A similar course of action from Obama could have prevented the Russia's annexation of Crimea, Illarionov said.
"It would lead to several days of high tension, it would definitely not lead to the war, but it would keep Crimea within Ukrainian territory and it would substantially lower the risk of the overall military conflict," he said.
Illarionov believes Obama should "do everything possible" to give bolster Ukraine security.
"For that purpose, I would strongly recommend to deliver all necessary aid, including military aid, if Ukraine government would ask U.S. and NATO to help them," he said.
Ukraine went through weeks of severe political turmoil, including street riots that ultimately the forced resignation of then-president Viktor Yanukovych, preceding Russia's invasion of Crimea. The continuing instability leaves Ukraine vulnerable to further attacks, Illarionov said.

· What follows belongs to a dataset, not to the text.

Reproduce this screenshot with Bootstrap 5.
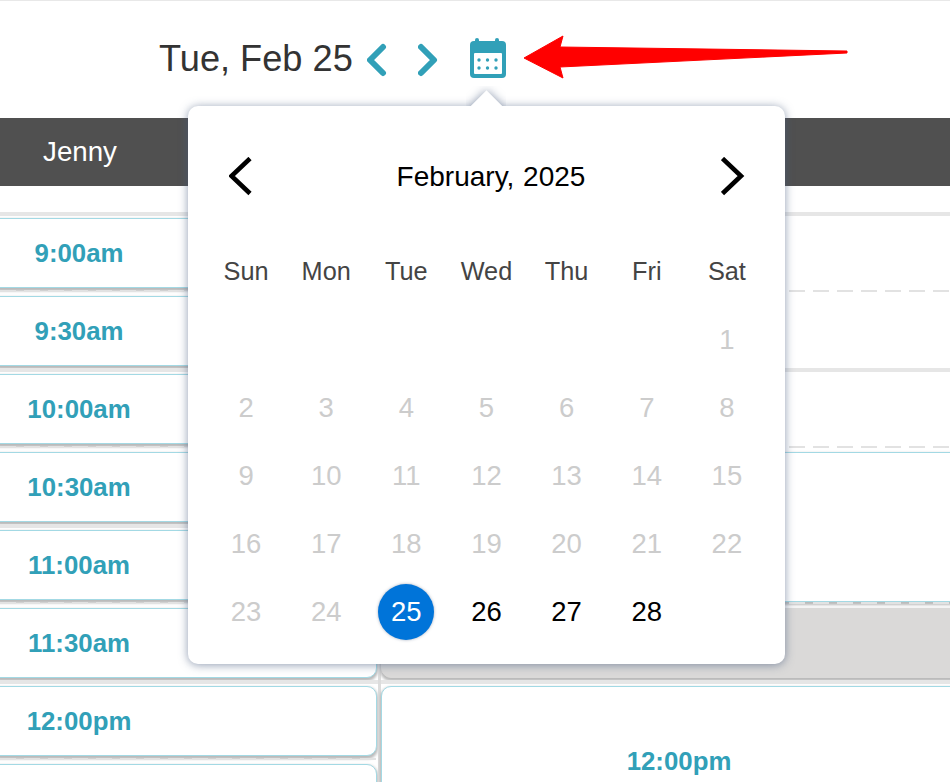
<!DOCTYPE html>
<html lang="en">
<head>
    <meta charset="UTF-8">
    <meta name="viewport" content="width=device-width, initial-scale=1.0">
    <title>Schedule</title>
    <link rel="stylesheet" href="https://cdn.jsdelivr.net/npm/bootstrap@5.3.0/dist/css/bootstrap.min.css">
    <style>
        body {
            font-family: "Liberation Sans", Arial, sans-serif;
            background-color: #fff;
            overflow: hidden;
        }
        .page-wrap {
            position: relative;
            width: 950px;
            height: 782px;
            overflow: hidden;
        }
        .date-bar {
            height: 118px;
            padding-left: 159px;
            border-top: 1px solid #e8e8e8;
        }
        .date-title {
            font-size: 36.2px;
            color: #333;
            width: 208px;
        }
        .staff-bar {
            height: 68px;
            margin-bottom: 26px;
            background-color: #505050;
            color: #fff;
            font-size: 27.7px;
        }
        .time-col {
            width: 160px;
            text-align: center;
        }
        .left-col {
            width: 378px;
        }
        .col-gap {
            width: 3px;
            background-color: #dcdcdc;
        }
        .right-col {
            width: 569px;
        }
        .line-row {
            height: 78px;
            flex-shrink: 0;
        }
        .line-row.row-hour {
            border-top: 4px solid #e6e6e6;
            padding-top: 2px;
        }
        .line-row.row-half {
            padding-top: 6px;
            background: repeating-linear-gradient(90deg, #e2e2e2 0, #e2e2e2 16px, transparent 16px, transparent 24px) top left / 100% 2px no-repeat;
        }
        .line-row.row-tall {
            height: 156px;
        }
        .slot-box {
            height: 70px;
            border: 1px solid #a3d9e4;
            border-radius: 10px;
            background-color: #fff;
            box-shadow: 0 2px 3px 1px #b9b9b9;
            color: #31a0b8;
            font-size: 25.8px;
            font-weight: 700;
        }
        .left-col .slot-box {
            margin-left: -10px;
            padding-left: 8px;
            margin-right: 1px;
        }
        .right-col .slot-box {
            margin-right: -20px;
        }
        .slot-tall {
            height: 150px;
        }
        .slot-gray {
            background-color: #dad9d8;
            border-color: #dad9d8;
        }
        .slot-label {
            margin-left: 217px;
        }
        .cal-pop {
            position: absolute;
            left: 188px;
            top: 106px;
            width: 597px;
            height: 558px;
            padding: 41px 18px 18px;
            background-color: #fff;
            border-radius: 10px;
            box-shadow: 0 1px 10px rgba(70, 90, 125, .6);
        }
        .cal-notch {
            position: absolute;
            left: 278px;
            top: -20px;
            width: 40px;
            height: 20px;
            overflow: hidden;
        }
        .cal-notch::after {
            content: "";
            position: absolute;
            left: 8.5px;
            top: 8.5px;
            width: 23px;
            height: 23px;
            background-color: #fff;
            transform: rotate(45deg);
            box-shadow: 0 0 10px rgba(70, 90, 125, .6);
        }
        .cal-head {
            height: 60px;
            margin-bottom: 31px;
            padding: 0 22px 0 23px;
        }
        .cal-month {
            font-size: 28px;
            color: #000;
            padding-left: 8px;
            word-spacing: 1px;
        }
        .cal-week {
            height: 68px;
            font-size: 25.3px;
            color: #444;
        }
        .cal-days {
            height: 68px;
            font-size: 27.5px;
            color: #000;
        }
        .day-off {
            color: #ccc;
        }
        .day-now {
            width: 56px;
            height: 56px;
            border-radius: 50%;
            background-color: #0074d9;
            color: #fff;
            box-shadow: 0 0 3px rgba(70, 90, 125, .5);
        }
        .red-arrow {
            position: absolute;
            left: 520px;
            top: 30px;
        }
        .nav-step {
            margin-left: 31px;
        }
        .cal-btn {
            margin-left: 28px;
            margin-top: -2px;
        }
    </style>
</head>
<body>

<div class="page-wrap">
    <div class="date-bar d-flex align-items-center">
        <div class="date-title">Tue, Feb 25</div>
        <svg width="20" height="36" viewBox="0 0 20 36" fill="none" stroke="#31a0b8" stroke-width="6" stroke-linecap="round" stroke-linejoin="round"><path d="M16 5 L3 18 L16 31"/></svg>
        <svg class="nav-step" width="24" height="36" viewBox="0 0 24 36" fill="none" stroke="#31a0b8" stroke-width="6" stroke-linecap="round" stroke-linejoin="round"><path d="M3 5 L16 18 L3 31"/></svg>
        <svg class="cal-btn" width="36" height="42" viewBox="0 0 36 42">
            <rect x="5" y="0" width="4" height="8" rx="2" fill="#31a0b8"/>
            <rect x="25" y="0" width="4" height="8" rx="2" fill="#31a0b8"/>
            <rect x="0" y="3" width="36" height="37" rx="4" fill="#31a0b8"/>
            <rect x="4" y="15" width="28" height="21" rx="1" fill="#fff"/>
            <g fill="#31a0b8">
                <circle cx="9" cy="22" r="1.7"/><circle cx="17.5" cy="22" r="1.7"/><circle cx="26" cy="22" r="1.7"/>
                <circle cx="9" cy="30" r="1.7"/><circle cx="17.5" cy="30" r="1.7"/><circle cx="26" cy="30" r="1.7"/>
            </g>
        </svg>
    </div>

    <div class="staff-bar d-flex align-items-center">
        <div class="time-col">Jenny</div>
    </div>

    <div class="d-flex">
        <div class="left-col">
            <div class="line-row row-hour"><div class="slot-box d-flex align-items-center"><div class="time-col">9:00am</div></div></div>
            <div class="line-row row-half"><div class="slot-box d-flex align-items-center"><div class="time-col">9:30am</div></div></div>
            <div class="line-row row-hour"><div class="slot-box d-flex align-items-center"><div class="time-col">10:00am</div></div></div>
            <div class="line-row row-half"><div class="slot-box d-flex align-items-center"><div class="time-col">10:30am</div></div></div>
            <div class="line-row row-hour"><div class="slot-box d-flex align-items-center"><div class="time-col">11:00am</div></div></div>
            <div class="line-row row-half"><div class="slot-box d-flex align-items-center"><div class="time-col">11:30am</div></div></div>
            <div class="line-row row-hour"><div class="slot-box d-flex align-items-center"><div class="time-col">12:00pm</div></div></div>
            <div class="line-row row-half"><div class="slot-box"></div></div>
        </div>
        <div class="col-gap"></div>
        <div class="right-col">
            <div class="line-row row-hour"></div>
            <div class="line-row row-half"></div>
            <div class="line-row row-hour"></div>
            <div class="line-row row-half row-tall"><div class="slot-box slot-tall"></div></div>
            <div class="line-row row-half"><div class="slot-box slot-gray"></div></div>
            <div class="line-row row-hour row-tall"><div class="slot-box slot-tall d-flex align-items-center"><div class="time-col slot-label">12:00pm</div></div></div>
        </div>
    </div>

    <div class="cal-pop">
        <div class="cal-notch"></div>
        <div class="cal-head d-flex align-items-center justify-content-between">
            <svg width="24" height="40" viewBox="0 0 24 40" fill="none" stroke="#000" stroke-width="4.6"><path d="M21 1.5 L2.5 19 L21 36.5"/></svg>
            <div class="cal-month">February, 2025</div>
            <svg width="24" height="40" viewBox="0 0 24 40" fill="none" stroke="#000" stroke-width="4.6"><path d="M1.5 1.5 L20 19 L1.5 36.5"/></svg>
        </div>
        <div class="row g-0 cal-week align-items-center text-center">
            <div class="col">Sun</div><div class="col">Mon</div><div class="col">Tue</div><div class="col">Wed</div><div class="col">Thu</div><div class="col">Fri</div><div class="col">Sat</div>
        </div>
        <div class="row g-0 cal-days align-items-center text-center day-off">
            <div class="col"></div><div class="col"></div><div class="col"></div><div class="col"></div><div class="col"></div><div class="col"></div><div class="col">1</div>
        </div>
        <div class="row g-0 cal-days align-items-center text-center day-off">
            <div class="col">2</div><div class="col">3</div><div class="col">4</div><div class="col">5</div><div class="col">6</div><div class="col">7</div><div class="col">8</div>
        </div>
        <div class="row g-0 cal-days align-items-center text-center day-off">
            <div class="col">9</div><div class="col">10</div><div class="col">11</div><div class="col">12</div><div class="col">13</div><div class="col">14</div><div class="col">15</div>
        </div>
        <div class="row g-0 cal-days align-items-center text-center day-off">
            <div class="col">16</div><div class="col">17</div><div class="col">18</div><div class="col">19</div><div class="col">20</div><div class="col">21</div><div class="col">22</div>
        </div>
        <div class="row g-0 cal-days align-items-center text-center">
            <div class="col day-off">23</div><div class="col day-off">24</div>
            <div class="col d-flex justify-content-center"><div class="day-now d-flex align-items-center justify-content-center">25</div></div>
            <div class="col">26</div><div class="col">27</div><div class="col">28</div><div class="col"></div>
        </div>
    </div>

    <svg class="red-arrow" width="332" height="52" viewBox="0 0 332 52">
        <polygon points="4,28 43,6 40,17 327,21 327,23 40,37 43,48" fill="#f00" stroke="#f00" stroke-width="1" stroke-linejoin="round"/>
    </svg>
</div>

<script src="https://cdn.jsdelivr.net/npm/bootstrap@5.3.0/dist/js/bootstrap.bundle.min.js"></script>
</body>
</html>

"It is necessary to strengthen political situation in Ukraine because right now, Putin's forces are trying to destabilize the situation in the south and east of Ukraine, trying to create a situation of civil war in those regions," he said. "That would allow them to create so-called situation of chaos, of disorder, and to claim that because of the presidential election on May 25 is going to be canceled, all [of that could] lead to imposition of [a] puppet [government]… that would be pro-Putin."